New Mexico, as the governor’s report states, boasts “some of the best wind resources in the country” and “the third highest state resource potential in the nation” for solar, yet renewables provide just 9.3 percent of the state’s power.
Per the 2015 requirement, PNM has capacity for 15 percent renewable energy on the grid. But it doesn’t actually put those electrons on the grid—it puts much less, because the requirement per the clean energy plan dictates capacity, not actual power provided.
The installed “nameplate” capacity is 67 MW of solar, or 2.6 percent of PNM’s total capacity for power, and 204 MW, or 7.8 percent of its total capacity, of wind power, which comes from the New Mexico Wind Energy Center. But actual generation that comes from those facilities in 2014 was 0.7 percent for solar and 4.5 percent for wind.

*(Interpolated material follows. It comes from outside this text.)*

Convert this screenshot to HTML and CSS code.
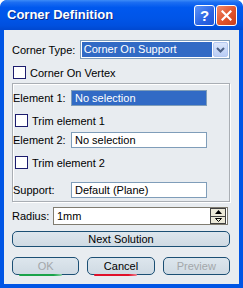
FILE: index.html
```html
<!DOCTYPE html>
<html lang="en">
<head>
  <meta charset="UTF-8">
  <title>Corner Definition</title>
  <link rel="stylesheet" href="styles.css">
</head>
<body>

<!-- JANELA -->
<div class="window">
  <div class="titlebar">
    <span class="title">Corner Definition</span>
    <span class="tbtn help">?</span>
    <span class="tbtn close">
      <svg width="11" height="11" viewBox="0 0 11 11"><path d="M1.5 1.5 L9.5 9.5 M9.5 1.5 L1.5 9.5" stroke="#fff" stroke-width="2.2" stroke-linecap="square"/></svg>
    </span>
  </div>

  <div class="dialog">
    <div class="row type-row">
      <span class="lbl">Corner Type:</span>
      <div class="combo">
        <span class="combo-text">Corner On Support</span>
        <span class="combo-btn">
          <svg width="9" height="6" viewBox="0 0 9 6"><path d="M1 1 L4.5 4.5 L8 1" fill="none" stroke="#4d6185" stroke-width="2"/></svg>
        </span>
      </div>
    </div>

    <div class="check vertex"><span class="box"></span>Corner On Vertex</div>

    <!-- GRUPO -->
    <div class="group">
      <div class="row el-row first">
        <span class="lbl">Element 1:</span>
        <span class="field selected">No selection</span>
      </div>
      <div class="check trim"><span class="box"></span>Trim element 1</div>
      <div class="row el-row">
        <span class="lbl">Element 2:</span>
        <span class="field">No selection</span>
      </div>
      <div class="check trim"><span class="box"></span>Trim element 2</div>
      <div class="row el-row support">
        <span class="lbl">Support:</span>
        <span class="field">Default (Plane)</span>
      </div>
    </div>

    <div class="row radius-row">
      <span class="lbl">Radius:</span>
      <div class="field spin-field">
        <span class="spin-text">1mm</span>
        <span class="spinner">
          <span class="spin up"><svg width="7" height="4" viewBox="0 0 7 4"><path d="M0 4 L3.5 0 L7 4 Z" fill="#000"/></svg></span>
          <span class="spin down"><svg width="7" height="4" viewBox="0 0 7 4"><path d="M0.5 0.5 L3.5 3.5 L6.5 0.5 Z" fill="none" stroke="#000" stroke-width="1"/></svg></span>
        </span>
      </div>
    </div>

    <button class="btn wide">Next Solution</button>

    <div class="actions">
      <button class="btn ok" disabled>OK<span class="bar green"></span></button>
      <button class="btn cancel">Cancel<span class="bar red"></span></button>
      <button class="btn" disabled>Preview</button>
    </div>
  </div>
</div>

</body>
</html>
```

FILE: styles.css
```css
body {
  margin: 0;
  font-family: "Liberation Sans", Arial, sans-serif;
  font-size: 11px;
  color: #000;
  background: #fff;
}

.window {
  width: 243px;
  height: 288px;
  box-sizing: border-box;
  background: #0055e5;
  border-radius: 7px 7px 0 0;
  padding: 0 4px 4px 4px;
  display: flex;
  flex-direction: column;
  overflow: hidden;
}

.titlebar {
  height: 30px;
  margin: 0 -4px;
  padding: 0 6px 0 7px;
  display: flex;
  align-items: center;
  gap: 1px;
  border-radius: 7px 7px 0 0;
  background: linear-gradient(#3d8cf7 0%, #1c6ef2 8%, #0058ee 25%, #0055e8 60%, #0050df 85%, #0048d0 100%);
}

.title {
  flex: 1;
  color: #fff;
  font-weight: bold;
  font-size: 13px;
  text-shadow: 1px 1px 0 #0a2a8a;
  padding-bottom: 1px;
}

.tbtn {
  width: 19px;
  height: 19px;
  border: 1px solid #fff;
  border-radius: 3px;
  display: flex;
  align-items: center;
  justify-content: center;
  color: #fff;
}

.help {
  background: linear-gradient(135deg, #5e94f8, #2a63e3 60%, #1d55d8);
  font-weight: bold;
  font-size: 15px;
}

.close {
  background: linear-gradient(135deg, #f08a6a, #e0532c 55%, #c9401c);
}

.dialog {
  flex: 1;
  background: #e8ecf0;
  padding: 10px 9px 0 8px;
  display: flex;
  flex-direction: column;
}

.row {
  display: flex;
  align-items: center;
}

.type-row {
  height: 19px;
}

.type-row .lbl {
  width: 68px;
}

.combo {
  width: 147px;
  height: 17px;
  border: 1px solid #7f9db9;
  background: #fff;
  display: flex;
  align-items: center;
  padding: 0 1px 0 1px;
}

.combo-text {
  flex: 1;
  height: 15px;
  line-height: 15px;
  background: #316ac5;
  color: #fff;
  padding-left: 2px;
}

.combo-btn {
  width: 15px;
  height: 15px;
  margin-left: 1px;
  background: linear-gradient(#dbe6fb, #b9cdf5);
  border: 1px solid #b4c8f0;
  box-sizing: border-box;
  border-radius: 2px;
  display: flex;
  align-items: center;
  justify-content: center;
}

.check {
  display: flex;
  align-items: center;
  gap: 4px;
  height: 13px;
}

.box {
  width: 11px;
  height: 11px;
  border: 1px solid #1c1c6e;
  background: #fff;
}

.vertex {
  margin: 7px 0 0 1px;
}

.group {
  margin-top: 4px;
  height: 119px;
  box-sizing: border-box;
  border: 1px solid #a9aeb4;
  box-shadow: inset 1px 1px 0 #fff, 1px 1px 0 #fff;
  display: flex;
  flex-direction: column;
}

.el-row {
  height: 16px;
}

.el-row.first {
  margin-top: 6px;
}

.el-row .lbl {
  width: 58px;
}

.field {
  width: 131px;
  height: 14px;
  line-height: 14px;
  border: 1px solid #7f9db9;
  background: #fff;
  padding-left: 3px;
}

.field.selected {
  background: #316ac5;
  color: #fff;
}

.group .check.trim {
  margin: 8px 0 5px 2px;
}

.group .el-row.support {
  margin-top: 8px;
}

.radius-row {
  margin-top: 5px;
  height: 18px;
}

.radius-row .lbl {
  width: 41px;
}

.spin-field {
  width: 169px;
  height: 16px;
  padding: 0 1px 0 3px;
  display: flex;
  align-items: center;
  border-color: #807c70;
}

.spin-text {
  flex: 1;
}

.spinner {
  width: 16px;
  height: 16px;
  display: flex;
  flex-direction: column;
}

.spin {
  flex: 1;
  background: #ece9d8;
  border: 1px solid #404040;
  box-sizing: border-box;
  display: flex;
  align-items: center;
  justify-content: center;
}

.spin.down {
  border-top: none;
}

.btn {
  font-family: "Liberation Sans", Arial, sans-serif;
  font-size: 11px;
  color: #000;
  height: 16px;
  padding: 0;
  border: 1px solid #1b4f74;
  border-radius: 5px;
  background: linear-gradient(#dde6ed, #cfdae3);
  position: relative;
}

.btn:disabled {
  color: #a3a7aa;
}

.wide {
  margin-top: 6px;
  width: 218px;
  line-height: 14px;
}

.actions {
  margin-top: 10px;
  display: flex;
  gap: 8px;
}

.actions .btn {
  width: 68px;
  height: 18px;
}

.bar {
  position: absolute;
  left: 6px;
  bottom: -2px;
  width: 43px;
  height: 2px;
  border-radius: 1px;
}

.green {
  background: linear-gradient(90deg, #1aa34a, #1aa34a 80%, #8fd3a8);
}

.red {
  background: linear-gradient(90deg, #e0102a, #e0102a 80%, #f08894);
}
```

PNM has continued to bring additional solar and wind projects online, working toward the renewable portfolio standard of 20 percent by 2020.
“The crux of the problem with adoption of more renewables in the state is the economics,” Wojahn writes. “New Mexico has some of the cheapest electricity rates in the nation, and because of these rates, the cost of energy generated by renewables in the past has exceeded the energy price from the established utilities.”
She referred SFR to a website, however, that actually reports the average commercial and residential electricity rate in New Mexico is above the national average—and Santa Fe’s is yet again above the state average. Only for industrial rates does the rate in Santa Fe come in below the national average.
At this point, Wojahn writes, the costs of renewable energy is now competitive with coal and natural gas, and the question comes down to “increased efforts to prioritize and integrate these clean resources.”
New Mexico is a net exporter of electrical energy, according to the US Energy Information Administration, but as Wojahn points out, “Demand for electric power has remained relatively flat for the last few years, so to add significant more amounts of wind, solar and geothermal energy will mean cutting back on existing resources.”